Exercise description: Reproduce every line in the listing that contains the word "with".

Information given:
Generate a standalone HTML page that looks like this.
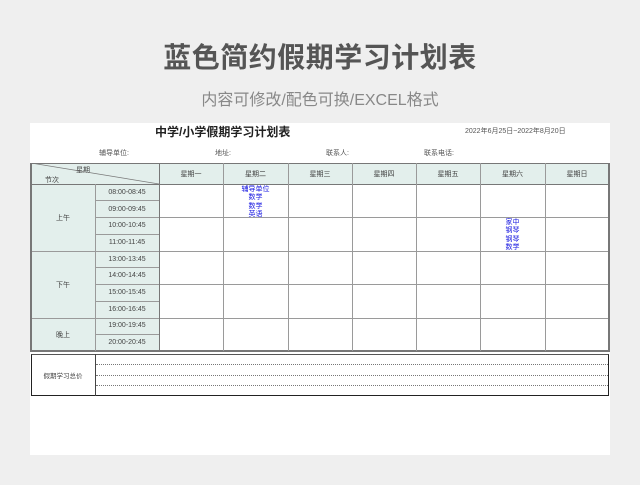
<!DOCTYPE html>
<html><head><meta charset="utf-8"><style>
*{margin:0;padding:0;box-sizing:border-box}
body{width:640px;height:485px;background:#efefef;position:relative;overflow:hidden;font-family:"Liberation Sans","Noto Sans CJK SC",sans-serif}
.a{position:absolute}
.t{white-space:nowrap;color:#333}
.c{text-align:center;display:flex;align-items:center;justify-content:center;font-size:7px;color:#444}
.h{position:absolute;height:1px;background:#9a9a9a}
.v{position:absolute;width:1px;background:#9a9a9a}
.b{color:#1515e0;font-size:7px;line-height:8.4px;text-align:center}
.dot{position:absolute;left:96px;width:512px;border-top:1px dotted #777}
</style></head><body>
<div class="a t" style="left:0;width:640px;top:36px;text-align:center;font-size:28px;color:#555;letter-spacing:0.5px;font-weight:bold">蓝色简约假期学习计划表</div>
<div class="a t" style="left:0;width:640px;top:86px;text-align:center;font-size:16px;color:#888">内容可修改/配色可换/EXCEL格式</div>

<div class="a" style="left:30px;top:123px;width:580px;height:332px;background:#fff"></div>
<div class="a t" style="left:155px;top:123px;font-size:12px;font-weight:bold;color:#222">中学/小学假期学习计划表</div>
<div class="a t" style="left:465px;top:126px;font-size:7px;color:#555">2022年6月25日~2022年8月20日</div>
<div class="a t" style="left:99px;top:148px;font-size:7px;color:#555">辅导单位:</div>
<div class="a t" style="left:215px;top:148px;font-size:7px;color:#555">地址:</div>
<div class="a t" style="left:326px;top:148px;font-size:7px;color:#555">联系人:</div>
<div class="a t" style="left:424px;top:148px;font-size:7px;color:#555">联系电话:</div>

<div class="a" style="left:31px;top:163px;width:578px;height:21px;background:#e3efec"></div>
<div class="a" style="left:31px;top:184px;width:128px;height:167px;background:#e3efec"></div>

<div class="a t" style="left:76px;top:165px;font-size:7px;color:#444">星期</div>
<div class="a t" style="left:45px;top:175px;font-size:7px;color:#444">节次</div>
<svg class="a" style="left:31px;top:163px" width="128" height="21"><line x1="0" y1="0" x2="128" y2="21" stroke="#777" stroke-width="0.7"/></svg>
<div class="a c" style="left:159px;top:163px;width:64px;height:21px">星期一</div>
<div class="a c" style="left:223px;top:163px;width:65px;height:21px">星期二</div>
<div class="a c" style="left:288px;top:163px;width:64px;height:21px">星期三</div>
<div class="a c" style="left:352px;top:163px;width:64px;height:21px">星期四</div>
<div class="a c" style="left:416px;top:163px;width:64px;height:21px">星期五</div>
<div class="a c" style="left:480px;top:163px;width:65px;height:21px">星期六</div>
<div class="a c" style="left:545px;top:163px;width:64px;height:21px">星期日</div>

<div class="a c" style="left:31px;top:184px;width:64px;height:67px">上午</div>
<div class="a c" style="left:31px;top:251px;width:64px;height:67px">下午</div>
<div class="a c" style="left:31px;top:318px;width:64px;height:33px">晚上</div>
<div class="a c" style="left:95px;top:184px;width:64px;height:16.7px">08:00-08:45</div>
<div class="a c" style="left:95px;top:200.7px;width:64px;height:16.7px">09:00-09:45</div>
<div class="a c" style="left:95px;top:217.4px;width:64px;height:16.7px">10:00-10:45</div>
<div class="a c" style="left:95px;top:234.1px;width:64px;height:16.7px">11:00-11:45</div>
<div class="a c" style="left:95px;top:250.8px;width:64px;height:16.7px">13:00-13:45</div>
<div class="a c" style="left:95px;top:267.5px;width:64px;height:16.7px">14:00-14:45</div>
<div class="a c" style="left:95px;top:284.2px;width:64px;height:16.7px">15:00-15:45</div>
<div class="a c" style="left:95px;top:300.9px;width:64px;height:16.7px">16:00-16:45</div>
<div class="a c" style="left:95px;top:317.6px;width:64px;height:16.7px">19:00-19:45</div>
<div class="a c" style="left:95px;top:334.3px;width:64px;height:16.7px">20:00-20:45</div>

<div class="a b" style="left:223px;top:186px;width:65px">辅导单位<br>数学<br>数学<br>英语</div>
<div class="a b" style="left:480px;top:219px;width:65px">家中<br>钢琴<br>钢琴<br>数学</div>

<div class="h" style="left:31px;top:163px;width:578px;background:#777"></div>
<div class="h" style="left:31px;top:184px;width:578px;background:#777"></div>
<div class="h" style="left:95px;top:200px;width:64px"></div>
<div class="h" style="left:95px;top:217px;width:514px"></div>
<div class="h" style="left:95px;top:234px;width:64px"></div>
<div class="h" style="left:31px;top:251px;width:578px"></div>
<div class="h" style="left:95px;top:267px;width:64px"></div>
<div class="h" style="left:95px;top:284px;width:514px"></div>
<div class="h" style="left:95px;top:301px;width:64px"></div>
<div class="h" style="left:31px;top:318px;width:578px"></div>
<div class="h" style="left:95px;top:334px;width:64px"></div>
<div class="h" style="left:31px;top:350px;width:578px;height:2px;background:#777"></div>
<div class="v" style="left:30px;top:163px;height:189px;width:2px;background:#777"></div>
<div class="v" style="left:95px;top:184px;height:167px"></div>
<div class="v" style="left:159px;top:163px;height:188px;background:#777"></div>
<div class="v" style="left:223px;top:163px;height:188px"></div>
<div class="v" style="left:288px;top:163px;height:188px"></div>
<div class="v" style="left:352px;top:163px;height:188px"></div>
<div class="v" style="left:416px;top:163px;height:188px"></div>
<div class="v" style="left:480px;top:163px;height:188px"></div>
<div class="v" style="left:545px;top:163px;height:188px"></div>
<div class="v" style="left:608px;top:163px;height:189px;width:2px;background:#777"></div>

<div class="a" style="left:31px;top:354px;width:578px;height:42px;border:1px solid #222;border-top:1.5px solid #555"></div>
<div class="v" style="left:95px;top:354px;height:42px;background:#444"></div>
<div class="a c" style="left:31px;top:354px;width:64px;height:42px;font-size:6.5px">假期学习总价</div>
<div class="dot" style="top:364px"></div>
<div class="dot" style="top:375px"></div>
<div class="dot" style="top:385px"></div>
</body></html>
...
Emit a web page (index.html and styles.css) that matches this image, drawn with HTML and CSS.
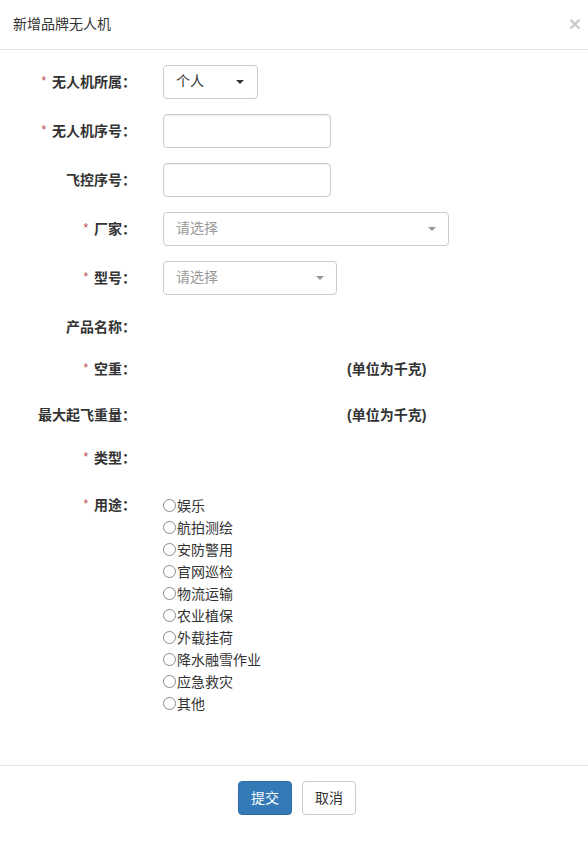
* * *
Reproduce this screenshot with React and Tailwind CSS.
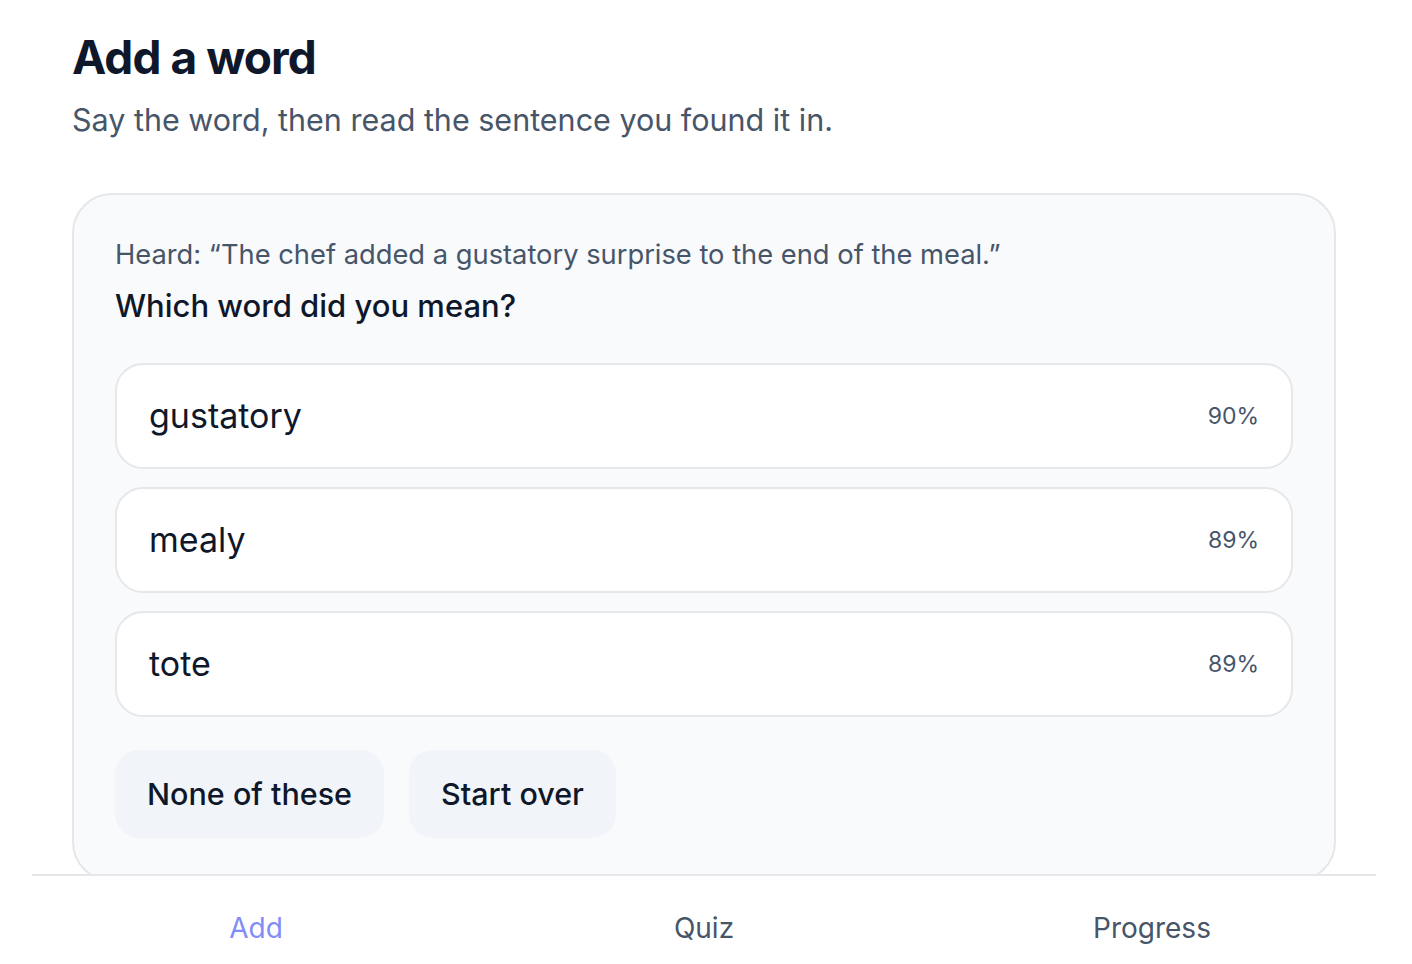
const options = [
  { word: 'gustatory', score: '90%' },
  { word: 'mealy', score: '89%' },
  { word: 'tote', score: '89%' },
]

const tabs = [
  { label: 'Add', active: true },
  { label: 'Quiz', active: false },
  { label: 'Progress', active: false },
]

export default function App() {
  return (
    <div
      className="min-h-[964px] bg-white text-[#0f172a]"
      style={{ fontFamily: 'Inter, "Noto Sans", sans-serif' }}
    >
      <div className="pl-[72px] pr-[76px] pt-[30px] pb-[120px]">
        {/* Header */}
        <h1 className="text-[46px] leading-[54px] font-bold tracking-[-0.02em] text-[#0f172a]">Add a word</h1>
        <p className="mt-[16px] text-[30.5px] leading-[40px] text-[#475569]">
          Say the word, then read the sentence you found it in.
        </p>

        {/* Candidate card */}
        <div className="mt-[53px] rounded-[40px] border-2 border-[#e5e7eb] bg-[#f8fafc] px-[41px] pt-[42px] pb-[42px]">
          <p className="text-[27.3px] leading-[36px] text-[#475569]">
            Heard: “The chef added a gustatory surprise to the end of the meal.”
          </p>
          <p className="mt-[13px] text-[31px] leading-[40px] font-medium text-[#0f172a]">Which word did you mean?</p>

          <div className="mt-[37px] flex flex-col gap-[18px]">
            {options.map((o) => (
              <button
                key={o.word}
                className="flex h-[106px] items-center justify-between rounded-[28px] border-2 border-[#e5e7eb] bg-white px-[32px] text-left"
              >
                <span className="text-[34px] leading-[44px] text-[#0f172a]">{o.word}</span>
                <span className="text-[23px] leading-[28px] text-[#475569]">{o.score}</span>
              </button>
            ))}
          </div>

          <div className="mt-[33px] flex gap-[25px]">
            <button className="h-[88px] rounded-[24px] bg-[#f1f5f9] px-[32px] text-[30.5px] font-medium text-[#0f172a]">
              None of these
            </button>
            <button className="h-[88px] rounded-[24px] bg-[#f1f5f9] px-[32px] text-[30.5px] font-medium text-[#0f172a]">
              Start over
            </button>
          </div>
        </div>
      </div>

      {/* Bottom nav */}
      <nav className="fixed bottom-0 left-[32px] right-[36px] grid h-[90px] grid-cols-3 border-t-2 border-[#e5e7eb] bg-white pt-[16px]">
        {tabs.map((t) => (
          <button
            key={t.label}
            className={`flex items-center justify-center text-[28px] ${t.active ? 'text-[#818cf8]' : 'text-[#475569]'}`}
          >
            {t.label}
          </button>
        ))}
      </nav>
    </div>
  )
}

Full answer:
Emit a web page (index.html and styles.css) that matches this image, drawn with HTML and CSS.
Reproduce this screenshot with React and Tailwind CSS.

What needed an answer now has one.